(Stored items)
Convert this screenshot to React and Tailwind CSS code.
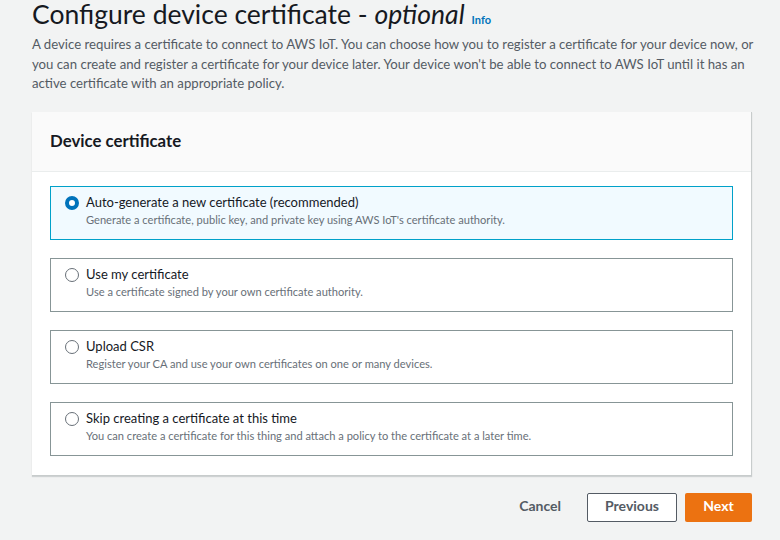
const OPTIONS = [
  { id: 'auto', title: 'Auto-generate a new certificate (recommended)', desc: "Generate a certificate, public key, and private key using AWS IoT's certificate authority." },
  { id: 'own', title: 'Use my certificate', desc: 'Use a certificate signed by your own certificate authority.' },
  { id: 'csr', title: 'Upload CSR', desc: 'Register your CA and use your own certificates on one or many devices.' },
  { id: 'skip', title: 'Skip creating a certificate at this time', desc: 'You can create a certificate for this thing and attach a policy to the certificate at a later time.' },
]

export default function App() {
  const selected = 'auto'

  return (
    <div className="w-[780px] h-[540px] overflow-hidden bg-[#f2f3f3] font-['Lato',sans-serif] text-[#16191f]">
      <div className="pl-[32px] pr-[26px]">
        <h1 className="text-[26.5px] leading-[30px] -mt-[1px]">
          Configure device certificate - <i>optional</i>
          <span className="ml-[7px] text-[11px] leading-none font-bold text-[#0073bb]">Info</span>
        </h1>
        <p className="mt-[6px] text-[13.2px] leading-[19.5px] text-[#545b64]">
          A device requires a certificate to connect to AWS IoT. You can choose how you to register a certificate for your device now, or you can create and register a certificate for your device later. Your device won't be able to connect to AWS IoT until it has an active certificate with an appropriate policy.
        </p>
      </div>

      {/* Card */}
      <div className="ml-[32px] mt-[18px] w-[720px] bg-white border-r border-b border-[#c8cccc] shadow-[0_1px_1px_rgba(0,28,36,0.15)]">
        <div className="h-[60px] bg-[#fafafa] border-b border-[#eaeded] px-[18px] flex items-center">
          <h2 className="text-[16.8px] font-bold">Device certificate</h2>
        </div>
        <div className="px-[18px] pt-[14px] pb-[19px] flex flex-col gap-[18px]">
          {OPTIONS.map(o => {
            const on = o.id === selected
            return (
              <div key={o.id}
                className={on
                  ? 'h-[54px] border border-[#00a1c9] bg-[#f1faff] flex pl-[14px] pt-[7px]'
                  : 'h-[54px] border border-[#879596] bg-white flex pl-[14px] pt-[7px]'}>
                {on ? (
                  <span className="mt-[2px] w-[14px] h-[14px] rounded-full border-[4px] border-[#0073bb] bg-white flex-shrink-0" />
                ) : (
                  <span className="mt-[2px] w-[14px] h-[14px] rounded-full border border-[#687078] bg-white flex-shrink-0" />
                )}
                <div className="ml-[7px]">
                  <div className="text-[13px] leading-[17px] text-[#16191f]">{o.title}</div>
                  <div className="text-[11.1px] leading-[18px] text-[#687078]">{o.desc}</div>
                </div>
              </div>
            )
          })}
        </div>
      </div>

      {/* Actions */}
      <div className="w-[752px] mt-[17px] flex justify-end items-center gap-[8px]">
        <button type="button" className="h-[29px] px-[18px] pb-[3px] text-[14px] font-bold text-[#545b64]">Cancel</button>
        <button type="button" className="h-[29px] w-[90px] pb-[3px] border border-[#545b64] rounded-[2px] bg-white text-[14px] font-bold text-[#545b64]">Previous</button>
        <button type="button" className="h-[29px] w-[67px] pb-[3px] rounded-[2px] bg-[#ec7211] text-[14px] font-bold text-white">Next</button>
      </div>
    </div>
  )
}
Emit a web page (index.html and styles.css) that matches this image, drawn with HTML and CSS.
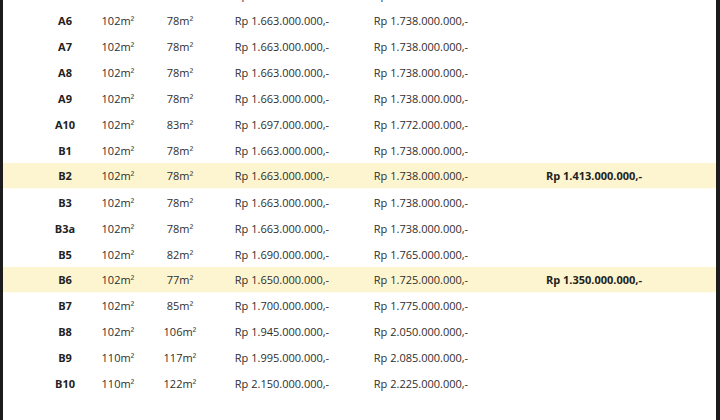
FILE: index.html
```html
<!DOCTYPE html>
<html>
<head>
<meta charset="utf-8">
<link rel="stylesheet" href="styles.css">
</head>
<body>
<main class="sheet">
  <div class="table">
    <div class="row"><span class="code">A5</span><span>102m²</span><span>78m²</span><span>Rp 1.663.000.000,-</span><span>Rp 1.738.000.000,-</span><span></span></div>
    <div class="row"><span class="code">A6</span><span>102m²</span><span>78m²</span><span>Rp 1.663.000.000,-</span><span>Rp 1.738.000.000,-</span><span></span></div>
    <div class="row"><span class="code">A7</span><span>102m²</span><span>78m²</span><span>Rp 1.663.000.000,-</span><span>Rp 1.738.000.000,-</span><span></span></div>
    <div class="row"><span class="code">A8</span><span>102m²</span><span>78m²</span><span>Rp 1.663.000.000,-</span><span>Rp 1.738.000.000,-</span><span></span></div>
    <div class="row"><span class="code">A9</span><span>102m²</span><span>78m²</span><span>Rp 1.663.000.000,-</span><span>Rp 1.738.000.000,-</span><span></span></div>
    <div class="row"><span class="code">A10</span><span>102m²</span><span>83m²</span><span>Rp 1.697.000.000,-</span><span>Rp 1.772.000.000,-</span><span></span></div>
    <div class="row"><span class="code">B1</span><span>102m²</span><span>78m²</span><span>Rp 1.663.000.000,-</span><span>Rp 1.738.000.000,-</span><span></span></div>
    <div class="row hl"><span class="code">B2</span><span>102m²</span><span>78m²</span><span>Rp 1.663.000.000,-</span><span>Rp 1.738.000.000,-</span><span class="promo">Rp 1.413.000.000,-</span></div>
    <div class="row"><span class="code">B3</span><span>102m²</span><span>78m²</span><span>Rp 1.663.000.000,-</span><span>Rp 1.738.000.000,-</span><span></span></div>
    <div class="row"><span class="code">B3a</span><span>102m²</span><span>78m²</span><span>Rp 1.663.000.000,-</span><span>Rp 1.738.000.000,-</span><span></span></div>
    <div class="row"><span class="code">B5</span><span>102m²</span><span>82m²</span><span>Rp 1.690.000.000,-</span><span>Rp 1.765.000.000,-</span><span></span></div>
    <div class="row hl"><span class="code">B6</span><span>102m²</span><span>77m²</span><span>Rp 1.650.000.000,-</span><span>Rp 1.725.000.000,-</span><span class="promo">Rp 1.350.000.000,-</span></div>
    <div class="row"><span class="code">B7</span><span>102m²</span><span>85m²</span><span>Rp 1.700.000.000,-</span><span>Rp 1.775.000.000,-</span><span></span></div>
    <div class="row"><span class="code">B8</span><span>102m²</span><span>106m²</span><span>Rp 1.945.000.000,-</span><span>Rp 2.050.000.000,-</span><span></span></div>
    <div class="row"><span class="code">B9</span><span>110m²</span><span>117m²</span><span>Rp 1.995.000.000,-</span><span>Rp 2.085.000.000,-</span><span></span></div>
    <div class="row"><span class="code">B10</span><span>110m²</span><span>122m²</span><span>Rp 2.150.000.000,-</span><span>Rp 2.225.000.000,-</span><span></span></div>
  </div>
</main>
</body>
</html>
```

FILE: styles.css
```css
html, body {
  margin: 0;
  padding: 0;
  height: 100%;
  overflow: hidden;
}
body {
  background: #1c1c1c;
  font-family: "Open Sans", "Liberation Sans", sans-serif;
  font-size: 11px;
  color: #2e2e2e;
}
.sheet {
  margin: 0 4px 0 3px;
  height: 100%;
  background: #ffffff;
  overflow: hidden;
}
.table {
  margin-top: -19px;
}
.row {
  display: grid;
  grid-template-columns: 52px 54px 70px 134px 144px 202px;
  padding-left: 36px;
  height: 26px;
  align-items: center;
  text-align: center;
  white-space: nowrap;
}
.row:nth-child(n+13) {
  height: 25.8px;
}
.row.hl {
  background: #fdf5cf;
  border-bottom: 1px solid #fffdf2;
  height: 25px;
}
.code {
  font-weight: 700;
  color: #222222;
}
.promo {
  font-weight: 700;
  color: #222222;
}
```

• _Task to complete_:
Without the images, write out each line of the data verbatim.

• _Answer in full_:
Convert this screenshot to React and Tailwind CSS code.
const OPTIONS = [
  { id: 'auto', title: 'Auto-generate a new certificate (recommended)', desc: "Generate a certificate, public key, and private key using AWS IoT's certificate authority." },
  { id: 'own', title: 'Use my certificate', desc: 'Use a certificate signed by your own certificate authority.' },
  { id: 'csr', title: 'Upload CSR', desc: 'Register your CA and use your own certificates on one or many devices.' },
  { id: 'skip', title: 'Skip creating a certificate at this time', desc: 'You can create a certificate for this thing and attach a policy to the certificate at a later time.' },
]

export default function App() {
  const selected = 'auto'

  return (
    <div className="w-[780px] h-[540px] overflow-hidden bg-[#f2f3f3] font-['Lato',sans-serif] text-[#16191f]">
      <div className="pl-[32px] pr-[26px]">
        <h1 className="text-[26.5px] leading-[30px] -mt-[1px]">
          Configure device certificate - <i>optional</i>
          <span className="ml-[7px] text-[11px] leading-none font-bold text-[#0073bb]">Info</span>
        </h1>
        <p className="mt-[6px] text-[13.2px] leading-[19.5px] text-[#545b64]">
          A device requires a certificate to connect to AWS IoT. You can choose how you to register a certificate for your device now, or you can create and register a certificate for your device later. Your device won't be able to connect to AWS IoT until it has an active certificate with an appropriate policy.
        </p>
      </div>

      {/* Card */}
      <div className="ml-[32px] mt-[18px] w-[720px] bg-white border-r border-b border-[#c8cccc] shadow-[0_1px_1px_rgba(0,28,36,0.15)]">
        <div className="h-[60px] bg-[#fafafa] border-b border-[#eaeded] px-[18px] flex items-center">
          <h2 className="text-[16.8px] font-bold">Device certificate</h2>
        </div>
        <div className="px-[18px] pt-[14px] pb-[19px] flex flex-col gap-[18px]">
          {OPTIONS.map(o => {
            const on = o.id === selected
            return (
              <div key={o.id}
                className={on
                  ? 'h-[54px] border border-[#00a1c9] bg-[#f1faff] flex pl-[14px] pt-[7px]'
                  : 'h-[54px] border border-[#879596] bg-white flex pl-[14px] pt-[7px]'}>
                {on ? (
                  <span className="mt-[2px] w-[14px] h-[14px] rounded-full border-[4px] border-[#0073bb] bg-white flex-shrink-0" />
                ) : (
                  <span className="mt-[2px] w-[14px] h-[14px] rounded-full border border-[#687078] bg-white flex-shrink-0" />
                )}
                <div className="ml-[7px]">
                  <div className="text-[13px] leading-[17px] text-[#16191f]">{o.title}</div>
                  <div className="text-[11.1px] leading-[18px] text-[#687078]">{o.desc}</div>
                </div>
              </div>
            )
          })}
        </div>
      </div>

      {/* Actions */}
      <div className="w-[752px] mt-[17px] flex justify-end items-center gap-[8px]">
        <button type="button" className="h-[29px] px-[18px] pb-[3px] text-[14px] font-bold text-[#545b64]">Cancel</button>
        <button type="button" className="h-[29px] w-[90px] pb-[3px] border border-[#545b64] rounded-[2px] bg-white text-[14px] font-bold text-[#545b64]">Previous</button>
        <button type="button" className="h-[29px] w-[67px] pb-[3px] rounded-[2px] bg-[#ec7211] text-[14px] font-bold text-white">Next</button>
      </div>
    </div>
  )
}
Emit a web page (index.html and styles.css) that matches this image, drawn with HTML and CSS.
FILE: index.html
```html
<!DOCTYPE html>
<html>
<head>
<meta charset="utf-8">
<link rel="stylesheet" href="styles.css">
</head>
<body>
<main class="sheet">
  <div class="table">
    <div class="row"><span class="code">A5</span><span>102m²</span><span>78m²</span><span>Rp 1.663.000.000,-</span><span>Rp 1.738.000.000,-</span><span></span></div>
    <div class="row"><span class="code">A6</span><span>102m²</span><span>78m²</span><span>Rp 1.663.000.000,-</span><span>Rp 1.738.000.000,-</span><span></span></div>
    <div class="row"><span class="code">A7</span><span>102m²</span><span>78m²</span><span>Rp 1.663.000.000,-</span><span>Rp 1.738.000.000,-</span><span></span></div>
    <div class="row"><span class="code">A8</span><span>102m²</span><span>78m²</span><span>Rp 1.663.000.000,-</span><span>Rp 1.738.000.000,-</span><span></span></div>
    <div class="row"><span class="code">A9</span><span>102m²</span><span>78m²</span><span>Rp 1.663.000.000,-</span><span>Rp 1.738.000.000,-</span><span></span></div>
    <div class="row"><span class="code">A10</span><span>102m²</span><span>83m²</span><span>Rp 1.697.000.000,-</span><span>Rp 1.772.000.000,-</span><span></span></div>
    <div class="row"><span class="code">B1</span><span>102m²</span><span>78m²</span><span>Rp 1.663.000.000,-</span><span>Rp 1.738.000.000,-</span><span></span></div>
    <div class="row hl"><span class="code">B2</span><span>102m²</span><span>78m²</span><span>Rp 1.663.000.000,-</span><span>Rp 1.738.000.000,-</span><span class="promo">Rp 1.413.000.000,-</span></div>
    <div class="row"><span class="code">B3</span><span>102m²</span><span>78m²</span><span>Rp 1.663.000.000,-</span><span>Rp 1.738.000.000,-</span><span></span></div>
    <div class="row"><span class="code">B3a</span><span>102m²</span><span>78m²</span><span>Rp 1.663.000.000,-</span><span>Rp 1.738.000.000,-</span><span></span></div>
    <div class="row"><span class="code">B5</span><span>102m²</span><span>82m²</span><span>Rp 1.690.000.000,-</span><span>Rp 1.765.000.000,-</span><span></span></div>
    <div class="row hl"><span class="code">B6</span><span>102m²</span><span>77m²</span><span>Rp 1.650.000.000,-</span><span>Rp 1.725.000.000,-</span><span class="promo">Rp 1.350.000.000,-</span></div>
    <div class="row"><span class="code">B7</span><span>102m²</span><span>85m²</span><span>Rp 1.700.000.000,-</span><span>Rp 1.775.000.000,-</span><span></span></div>
    <div class="row"><span class="code">B8</span><span>102m²</span><span>106m²</span><span>Rp 1.945.000.000,-</span><span>Rp 2.050.000.000,-</span><span></span></div>
    <div class="row"><span class="code">B9</span><span>110m²</span><span>117m²</span><span>Rp 1.995.000.000,-</span><span>Rp 2.085.000.000,-</span><span></span></div>
    <div class="row"><span class="code">B10</span><span>110m²</span><span>122m²</span><span>Rp 2.150.000.000,-</span><span>Rp 2.225.000.000,-</span><span></span></div>
  </div>
</main>
</body>
</html>
```

FILE: styles.css
```css
html, body {
  margin: 0;
  padding: 0;
  height: 100%;
  overflow: hidden;
}
body {
  background: #1c1c1c;
  font-family: "Open Sans", "Liberation Sans", sans-serif;
  font-size: 11px;
  color: #2e2e2e;
}
.sheet {
  margin: 0 4px 0 3px;
  height: 100%;
  background: #ffffff;
  overflow: hidden;
}
.table {
  margin-top: -19px;
}
.row {
  display: grid;
  grid-template-columns: 52px 54px 70px 134px 144px 202px;
  padding-left: 36px;
  height: 26px;
  align-items: center;
  text-align: center;
  white-space: nowrap;
}
.row:nth-child(n+13) {
  height: 25.8px;
}
.row.hl {
  background: #fdf5cf;
  border-bottom: 1px solid #fffdf2;
  height: 25px;
}
.code {
  font-weight: 700;
  color: #222222;
}
.promo {
  font-weight: 700;
  color: #222222;
}
```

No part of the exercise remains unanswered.